Part 1: Bryce Chisholm, the Artist's Take
While Reno rebrands, part of its journey is a developing art scene, which comes with the risk of artwashing, whereby artists take part in a cleansing effort, and act as "regenerative detergent." Artwashing often goes hand in hand with gentrification and higher prices in long abandoned but now revalued downtown areas. In this process, a certain style of graffiti which came out of the street anarchist tradition also becomes commodified. Our Town Reno wanted to check in with one of the major homegrown muralists in town, Bryce Chisholm from AbcArtAttack. Part 2 of this series this week will be with a coordinator of the local mural art scene, Geralda Miller, the curator at Art Spot Reno. Both will share some of their thoughts from inside this local mural movement.
The Local Burning Man Effect
Chisholm, who studied at Earl Wooster High School, TMCC, and UNR, says he decided to become a full-time artist in 2010. He has been a paid muralist and artist with the City of Reno as well as an official artist of Artown. He is also now on the city's Arts and Culture Commission.
He says the much talked about "Burning Man" effect does indeed drive a lot of what is going on artistically in Reno.
"Over the years it’s kind of grown into Reno being the hub for what was going on there. I would still say that the main portion of the people are from San Francisco and L.A., so they drive through and they pack our stores and buy all the water and supplies and stuff from the stores," he said. He says, now with more communal maker spaces and group art projects happening here, as well as pre-burns and post-burns, the permanent Reno Burner scene has grown, creating year-round artistic energy and interest.
"The minute you leave (Burning Man), you’re already planning next year.

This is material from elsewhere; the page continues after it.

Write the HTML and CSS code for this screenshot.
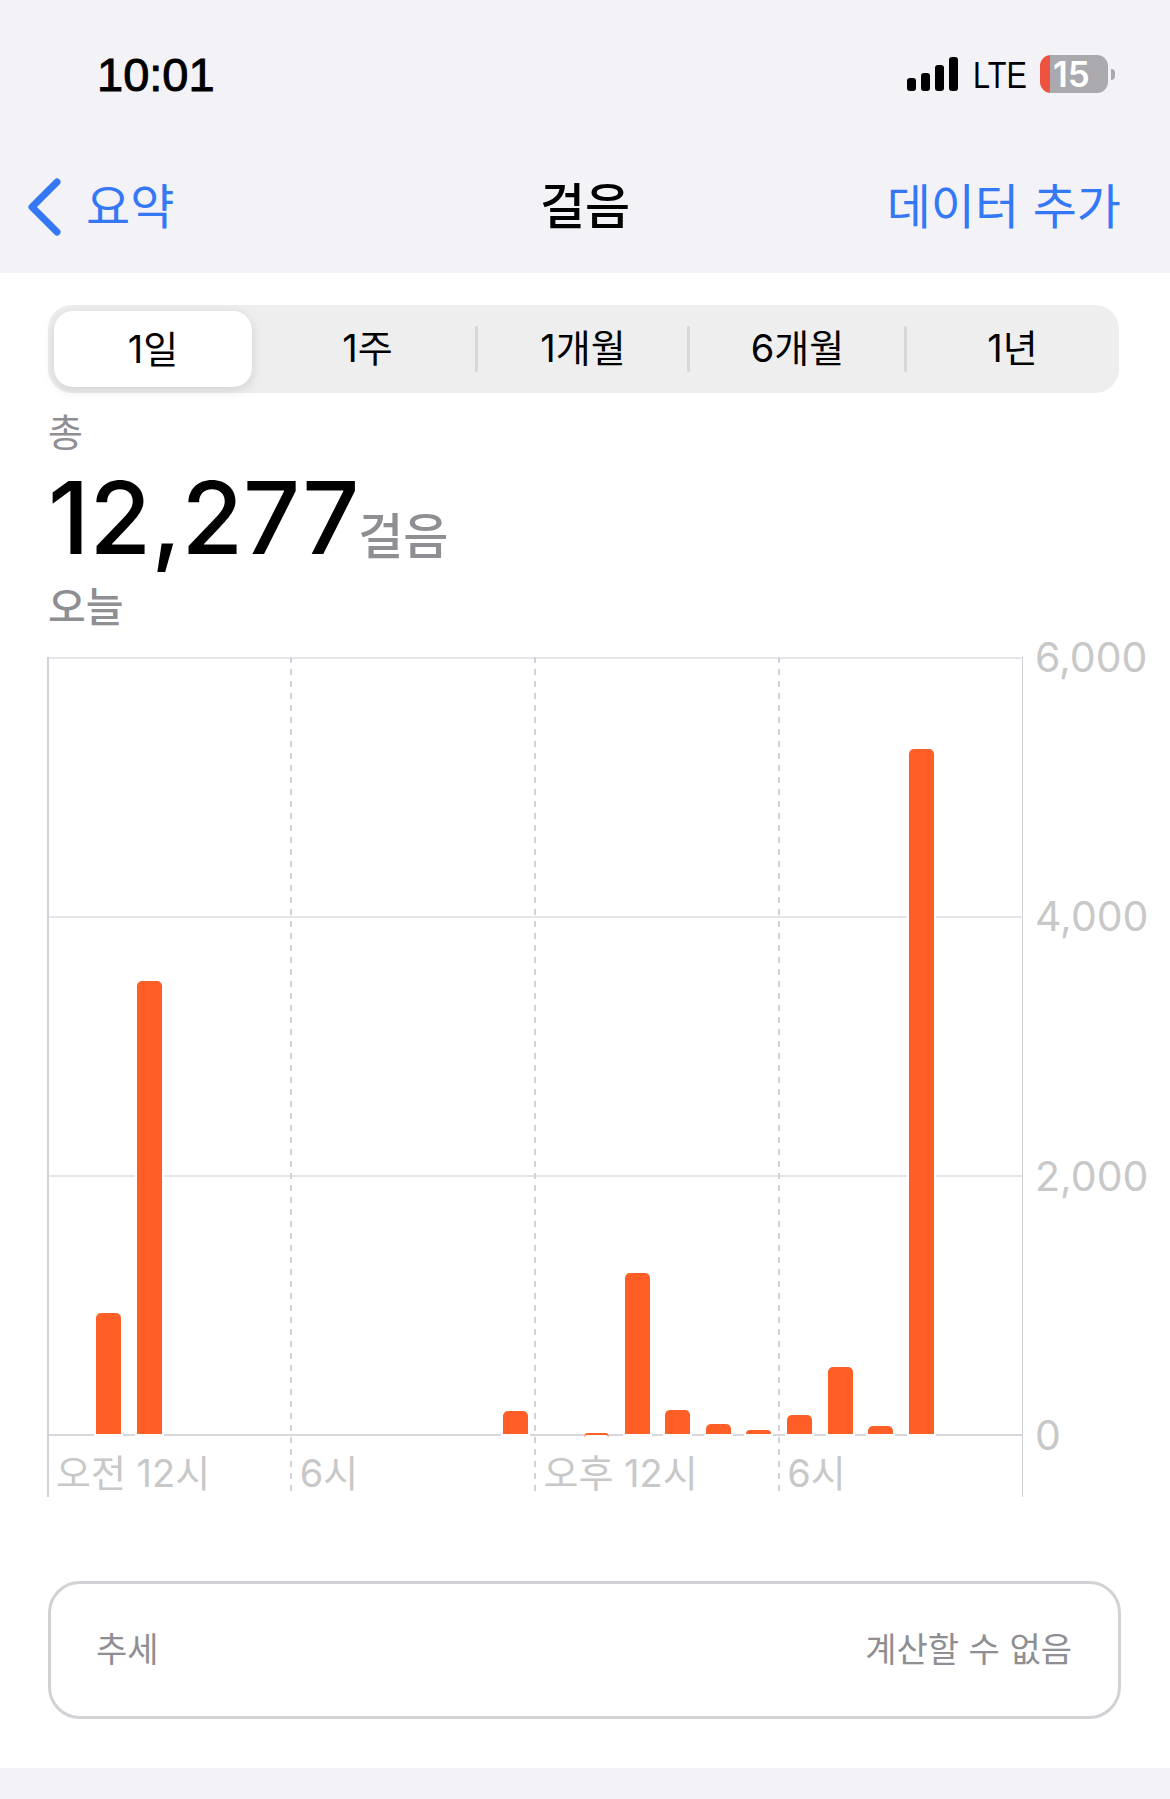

So, it’s almost like this year-long obsession because you’re like 'Well next year, I’m going to build this and it’s going to be so awesome.' So, it kind of just becomes your lifestyle I guess. And so, it’s a creative lifestyle because you’re going to build this structure and tent, and it’s going to have a shower and be really cool. So, it just has this domino effect, and then you make friends and they are building these structures, so you have this community of like-minded people that are building things and a huge portion of that is art…or people that support art and care about it. So, I guess the Burning Man effect is still growing and it still continues to create new projects and people that want to be involved," he said.
From his website, Chisholm says he has "a fond liking for undervalued beauty", as well as a love for street art and graffiti, which he says were long frowned upon locally, and still are looked down by some.
"When I was young, at Wooster High School in the 90s, I loved graffiti, that was my thing. I loved seeing it. In Reno, they really looked down upon it and there wasn’t much of that. So, me and maybe four or five friends would either take a monthly or twice a month trip and go to the Bay Area. We would walk down dirty allies and take pictures and just look for graffiti and street art, wherever we could find it. Back then I wanted to start a magazine and so that’s why I was trying to take as much photos of it as possible, and there wasn’t really any in Reno," he remembers.
Officially Sanctioned Art
But now, in Reno is street art something you can just paint out in the open, or is it sanctioned?
"That’s really a touchy subject, or an 'I don’t know,' because I know the city is always, and I don’t want to say too much, but the city’s always said 'Well we like that, but we can’t leave it because then we’d have to leave everything,'" Chisholm explained.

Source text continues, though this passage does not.